À noter que le jeune activiste d’Aokas a été transféré à Alger, jeudi dernier, après trois jours de garde à vue passés au commissariat central de Béjaïa. Une décision qui a soulevé un tollé sur les réseaux sociaux. “Pourquoi ne l’a-t-on pas jugé à Béjaïa ?”, s’interrogent un bon nombre d’observateurs de la scène politique régionale. Selon des avocats engagés dans la défense des militants politiques à Béjaïa, la comparution de l’activiste Djamel Ikni devant le pôle pénal national, chargé des infractions liées aux TIC, qui siège au tribunal de Sidi M’hamed, s’explique par les charges retenues contre lui, dès lors qu’il est poursuivi pour ses publications sur les réseaux sociaux.
Par ailleurs, il y a lieu de signaler que la ville de Kherrata, considérée comme l’épicentre du Hirak, a vécu des scènes d’émeutes durant les deux journées de mercredi et jeudi derniers, où des affrontements entre les forces antiémeutes et de jeunes manifestants ont éclaté aux abords de la place baptisée symboliquement du nom de la Révolution du 16-Février-2019. Un rassemblement empêché.
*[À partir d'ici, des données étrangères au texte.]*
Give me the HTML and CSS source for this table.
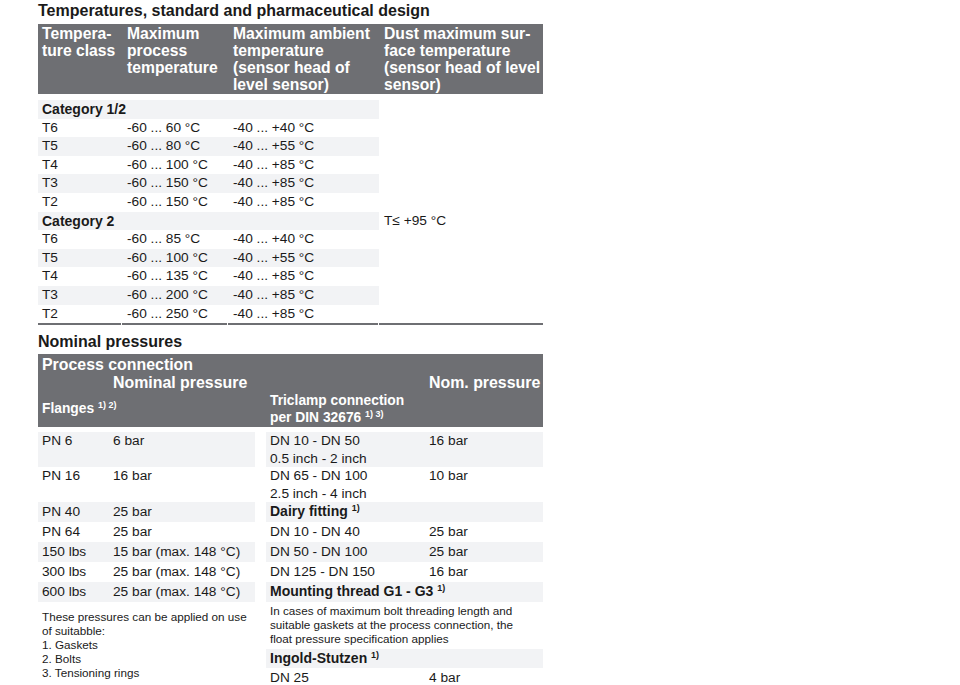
FILE: index.html
```html
<!DOCTYPE html>
<html lang="en">
<head>
<meta charset="utf-8">
<title>Temperatures and nominal pressures</title>
<link rel="stylesheet" href="styles.css">
</head>
<body>
<div class="page">
  <h2 class="title title-top">Temperatures, standard and pharmaceutical design</h2>
  <table class="temp">
    <colgroup><col class="w1"><col class="w2"><col class="w3"><col class="w4"></colgroup>
    <thead>
      <tr>
        <th class="first">Tempera-<br>ture class</th>
        <th>Maximum<br>process<br>temperature</th>
        <th>Maximum ambient<br>temperature<br>(sensor head of<br>level sensor)</th>
        <th>Dust maximum sur-<br>face temperature<br>(sensor head of level<br>sensor)</th>
      </tr>
    </thead>
    <tbody>
      <tr class="gap"><td colspan="4"></td></tr>
      <tr class="alt"><td class="first cat" colspan="3">Category 1/2</td><td class="dust"></td></tr>
      <tr><td class="first">T6</td><td>-60 ... 60 °C</td><td>-40 ... +40 °C</td><td class="dust"></td></tr>
      <tr class="alt"><td class="first">T5</td><td>-60 ... 80 °C</td><td>-40 ... +55 °C</td><td class="dust"></td></tr>
      <tr><td class="first">T4</td><td>-60 ... 100 °C</td><td>-40 ... +85 °C</td><td class="dust"></td></tr>
      <tr class="alt"><td class="first">T3</td><td>-60 ... 150 °C</td><td>-40 ... +85 °C</td><td class="dust"></td></tr>
      <tr><td class="first">T2</td><td>-60 ... 150 °C</td><td>-40 ... +85 °C</td><td class="dust"></td></tr>
      <tr class="alt"><td class="first cat" colspan="3">Category 2</td><td class="dust">T≤ +95 °C</td></tr>
      <tr><td class="first">T6</td><td>-60 ... 85 °C</td><td>-40 ... +40 °C</td><td class="dust"></td></tr>
      <tr class="alt"><td class="first">T5</td><td>-60 ... 100 °C</td><td>-40 ... +55 °C</td><td class="dust"></td></tr>
      <tr><td class="first">T4</td><td>-60 ... 135 °C</td><td>-40 ... +85 °C</td><td class="dust"></td></tr>
      <tr class="alt"><td class="first">T3</td><td>-60 ... 200 °C</td><td>-40 ... +85 °C</td><td class="dust"></td></tr>
      <tr><td class="first">T2</td><td>-60 ... 250 °C</td><td>-40 ... +85 °C</td><td class="dust"></td></tr>
    </tbody>
    <tfoot>
      <tr class="rule"><td><div class="line"></div></td><td><div class="line"></div></td><td><div class="line"></div></td><td class="last"><div class="line"></div></td></tr>
    </tfoot>
  </table>

  <h2 class="title title-press">Nominal pressures</h2>
  <table class="press">
    <colgroup><col class="p1"><col class="p2"><col class="p3"><col class="p4"><col class="p5"></colgroup>
    <thead>
      <tr class="h1"><th colspan="5">Process connection</th></tr>
      <tr class="h2"><th></th><th class="c2">Nominal pressure</th><th></th><th></th><th>Nom. pressure</th></tr>
      <tr class="h3"><th colspan="2" class="mid">Flanges <sup>1) 2)</sup></th><th></th><th colspan="2" class="tri">Triclamp connection<br>per DIN 32676 <sup>1) 3)</sup></th></tr>
    </thead>
    <tbody>
      <tr class="gap"><td colspan="5"></td></tr>
      <tr class="alt two"><td class="bg">PN 6</td><td class="bg c2">6 bar</td><td class="sp"></td><td class="bg">DN 10 - DN 50<br>0.5 inch - 2 inch</td><td class="bg">16 bar</td></tr>
      <tr class="two"><td>PN 16</td><td class="c2">16 bar</td><td class="sp"></td><td>DN 65 - DN 100<br>2.5 inch - 4 inch</td><td>10 bar</td></tr>
      <tr class="alt"><td class="bg">PN 40</td><td class="bg c2">25 bar</td><td class="sp"></td><td class="bg sub" colspan="2">Dairy fitting <sup>1)</sup></td></tr>
      <tr><td>PN 64</td><td class="c2">25 bar</td><td class="sp"></td><td>DN 10 - DN 40</td><td>25 bar</td></tr>
      <tr class="alt"><td class="bg">150 lbs</td><td class="bg c2">15 bar (max. 148 °C)</td><td class="sp"></td><td class="bg">DN 50 - DN 100</td><td class="bg">25 bar</td></tr>
      <tr><td>300 lbs</td><td class="c2">25 bar (max. 148 °C)</td><td class="sp"></td><td>DN 125 - DN 150</td><td>16 bar</td></tr>
      <tr class="alt"><td class="bg">600 lbs</td><td class="bg c2">25 bar (max. 148 °C)</td><td class="sp"></td><td class="bg sub" colspan="2">Mounting thread G1 - G3 <sup>1)</sup></td></tr>
      <tr class="noterow">
        <td class="note left" colspan="2" rowspan="3">These pressures can be applied on use<br>of suitabble:<br>1. Gaskets<br>2. Bolts<br>3. Tensioning rings</td>
        <td class="sp"></td>
        <td class="note right" colspan="2">In cases of maximum bolt threading length and<br>suitable gaskets at the process connection, the<br>float pressure specification applies</td>
      </tr>
      <tr class="alt"><td class="sp"></td><td class="bg sub" colspan="2">Ingold-Stutzen <sup>1)</sup></td></tr>
      <tr><td class="sp"></td><td>DN 25</td><td>4 bar</td></tr>
    </tbody>
  </table>
</div>
</body>
</html>
```

FILE: styles.css
```css
* {
  box-sizing: border-box;
}

html,
body {
  margin: 0;
  padding: 0;
  background: #ffffff;
}

body {
  font-family: "Liberation Sans", Arial, Helvetica, sans-serif;
  color: #1a1a1a;
}

.page {
  padding-left: 38px;
  width: 543px;
}

.title {
  margin: 0;
  font-size: 16px;
  font-weight: bold;
  line-height: 20px;
  color: #1a1a1a;
}

.title-top {
  padding-top: 1px;
  margin-bottom: 3px;
}

.title-press {
  margin-top: 7px;
  margin-bottom: 2px;
}

table {
  border-collapse: collapse;
  border-spacing: 0;
  table-layout: fixed;
  width: 505px;
}

th,
td {
  padding: 0 0 0 5px;
  text-align: left;
  white-space: nowrap;
  font-weight: normal;
}

sup {
  font-size: 9px;
  line-height: 0;
  vertical-align: 5px;
  font-weight: bold;
}

/* ---------- Temperature table ---------- */

.w1 { width: 84px; }
.w2 { width: 106px; }
.w3 { width: 151px; }
.w4 { width: 164px; }

.temp th {
  background: #6e6f73;
  color: #ffffff;
  font-weight: bold;
  font-size: 15.7px;
  line-height: 17px;
  vertical-align: top;
  padding-top: 1px;
  padding-bottom: 1px;
}

.temp .first {
  padding-left: 4px;
}

.temp tbody td {
  font-size: 13.7px;
  line-height: 18.6px;
  height: 18.6px;
}

.temp .cat {
  font-weight: bold;
  font-size: 14px;
}

.temp tr.alt td:not(.dust) {
  background: #f2f3f5;
}

.temp tr.gap td,
.press tr.gap td {
  height: 6px;
  line-height: 0;
  padding: 0;
}

.temp tfoot td {
  padding: 0 1px 0 0;
}

.temp tfoot td.last {
  padding-right: 0;
}

.line {
  height: 2px;
  background: #6e6f73;
}

/* ---------- Pressure table ---------- */

.p1 { width: 70px; }
.p2 { width: 147px; }
.p3 { width: 11px; }
.p4 { width: 159px; }
.p5 { width: 118px; }

.press th {
  background: #6e6f73;
  color: #ffffff;
  font-weight: bold;
  font-size: 15.9px;
  line-height: 18px;
  padding-left: 4px;
  vertical-align: top;
}

.press th.c2 {
  padding-left: 5px;
}

.press .h1 th {
  padding-top: 2px;
}

.press .h3 th {
  padding-bottom: 1px;
}

.press th.mid {
  vertical-align: middle;
  font-size: 13.8px;
}

.press th.tri {
  font-size: 13.8px;
  line-height: 17px;
}

.press tr.gap td {
  height: 5px;
}

.press tbody td {
  font-size: 13.7px;
  line-height: 20px;
  padding-left: 4px;
  vertical-align: top;
}

.press tbody td.c2 {
  padding-left: 5px;
}

.press tbody td.sp {
  padding: 0;
}

.press tr.two td {
  line-height: 17.5px;
}

.press td.bg {
  background: #f2f3f5;
}

.press td.sub {
  font-weight: bold;
  font-size: 14px;
  line-height: 19px;
}

.press td.note {
  font-size: 11.7px;
  line-height: 14px;
}

.press td.note.left {
  padding-top: 8px;
}

.press td.note.right {
  padding-top: 2px;
  padding-bottom: 3px;
}
```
L’intervention musclée des forces de police s’est soldée par l’arrestation de plusieurs manifestants qui seront relâchés tard dans la soirée. La détermination des hirakistes de Kherrata à réinvestir la rue, en revenant à la charge le lendemain, a replongé cette ville historique dans l’émeute, puisque les affrontements ont repris le jeudi 2 septembre.
Aux tirs de bombes lacrymogènes des renforts de CRS, les manifestants surchauffés lançaient des pierres. Des échanges de coups qui ne manqueront pas de provoquer des dommages à des véhicules de particuliers qui étaient stationnés au bord de la route.
Il faut dire que ces scènes de violences enregistrées dans la ville de Kherrata ont fait réagir certaines organisations non gouvernementales (ONG) et autres associations qui appellent au calme et à la vigilance.
Ainsi, le Rassemblement Action Jeunesse (RAJ) appelle, dans une déclaration rendue publique, hier, à “ne pas répondre aux provocations, afin de préserver le caractère pacifique de la dynamique populaire et la symbolique de Kherrata pour son engagement et son activisme pacifique et rassembleur durant le Hirak”.
En outre le RAJ condamne et dénonce la répression du rassemblement initié par des citoyens de Kherrata, et interpelle le pouvoir sur “l’urgence de mettre un terme à la répression, aux intimidations et aux harcèlements policiers et judiciaires contre les militants, ainsi qu’aux atteintes aux libertés démocratiques, notamment la liberté d’expression, de rassemblement et de presse, garanties par la Constitution et les différentes conventions que l'Algérie a ratifiées”.
De son côté, la Ligue algérienne pour la défense des droits de l’Homme (Laddh) appelle aussi au “calme, à la vigilance et à la sauvegarde du caractère pacifique du combat citoyen”. “Kherrata est bien le symbole du Hirak pacifique, ne laissez pas ternir cette symbolique gravée dans l'histoire. Vigilance et pacifisme !”, lit-on dans le communiqué de la Laddh.
Pour sa part, l'association culturelle Asaki (Éveil), qui organise le Café littéraire de Tichy, qualifie l'arrestation de Djamel Ikni de “provocation de trop”. “Nous ne pouvons rester indifférents devant tant d'humiliation et d'injustice. La peur doit changer de camp !”, notent, dans leur communiqué, les animateurs de l’association Asaki.